It’s that time of year again, where we re-think and dissect every local song that we’ve come across organically or via submission. This is our fourth year counting down our top songs and this year, like every other year, has been difficult to whittle down. Like we always remind people, this list is subjective and not the end-all be all.

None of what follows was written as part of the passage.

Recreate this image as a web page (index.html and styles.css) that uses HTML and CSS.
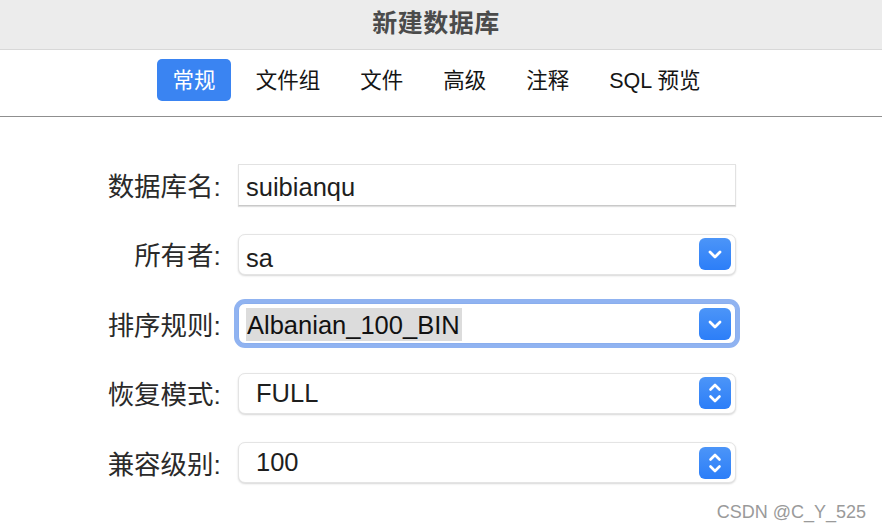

Tiny Rhymes‘ ”Arrows” is an incredibly cherishable tune. It approaches the listener with a coy but welcoming softness, making it feel like a delicate gem that only you are privy to. Atop prime musicianship, singer Sharon Mok’s velvety voice offers the perfect push and pull dynamic throughout the song for an easeful and satisfying journey. – Shauna K. Presto
9. Newish Star – “Casino Run”
Hey Sonny Baker- looks like you might have to make room on that ‘busiest Buffalo musician’ throne you’ve been occupying . With their three (3) releases in 2015, pinball punk trio Newish Star gave us plenty of options as far as track favorites go. Obviously there’s going to be some contention among the ranks with so much material to choose from (I was gunning for “Great Scott”), but it’s all good. I say that both figuratively and literally; Newish can do no wrong. “Casino Run” emerged victorious with its face-pounding rhythms and Jordan Nitolli’s signature dryish vocal delivery.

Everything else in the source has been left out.